Alors, pourquoi l’ACG croit-elle qu’une autre voix distincte est requise? Le fait est qu’un bon nombre d’initiatives politiques majeures mènent aujourd’hui à des projets d’ingénierie complexes et d’envergure, et que de nombreux Fellows de l’ACG ont consacré leur carrière à diriger de grands projets à volets multiples et à acquérir une compréhension approfondie des technologies émergentes. Une connaissance pratique des ressources et du temps nécessaire pour fournir des solutions entièrement fonctionnelles à une date précise de même que les risques et les éventualités requises est un atout important dans la prise de décision.

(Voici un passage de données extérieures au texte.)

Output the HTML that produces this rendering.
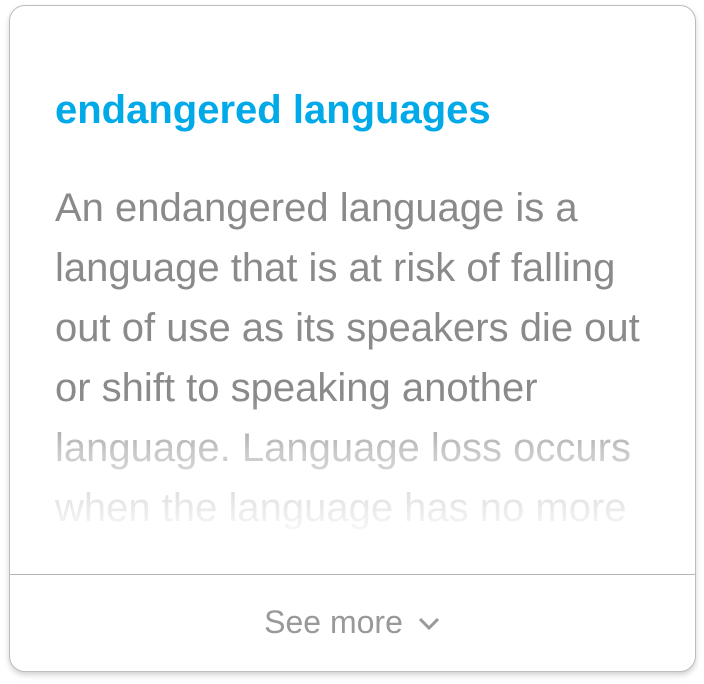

Par exemple, il n’est pas suffisant d’encourager les gens et les organismes à gérer le changement climatique dans la mesure du possible. En tant que pays, nous devons atteindre une norme de rendement (carboneutralité) à une date donnée (2050). Il y a des conséquences réelles dans l’échec de cette mission tant pour le Canada que pour de nombreux autres pays. Même avec le succès commercial du captage et stockage du CO2 (CSC), il est généralement estimé que le Canada devra au moins doubler sa capacité de production d’énergie électrique pour atteindre les objectifs en matière d’électrification pour le transport, les processus industriels et le chauffage.

La première énergie hydroélectrique commerciale a été produite au Canada en 1881 lorsque l’entrepreneur d’Ottawa, Thomas Ahearn, a installé un générateur à la chute des Chaudières ou Akikodjiwan. En 1885, Ottawa est devenue la première ville au monde à éclairer toutes ses rues de façon électrique et les Chambres du Parlement du Canada ont été les premières à être éclairées par la lumière électrique. Près de 140 plus tard, le Canada possède plus de 140 gigawatts de capacité de production. Doubler cette capacité au cours des 30 prochaines années est une tâche d’ingénierie non négligeable et représente seulement un élément d’une transformation industrielle massive qui sera nécessaire.

Pour atteindre nos objectifs d’ici 2050, il faut donc avoir un plan. Ce plan comporte plusieurs étapes, dont l’évaluation, la consultation et la négociation. Les Canadiens ont géré certains des plus grands projets d’ingénierie au monde, mais personne n’a jamais géré quelque chose d’aussi important.

En 2016, l’ACG a publié le rapport du Projet Trottier pour l’avenir énergétique. Le rapport a exposé plusieurs voies que peut suivre le Canada pour atteindre ses objectifs en matière de changement climatique. À mesure que le temps passe, ces voies deviennent de moins en moins nombreuses et de plus en plus périlleuses. Au cours des prochains mois et des années à venir, l’ACG travaillera avec ardeur pour formuler une « perspective d’ingénierie » sur la carboneutralité et d’autres grands enjeux de notre époque.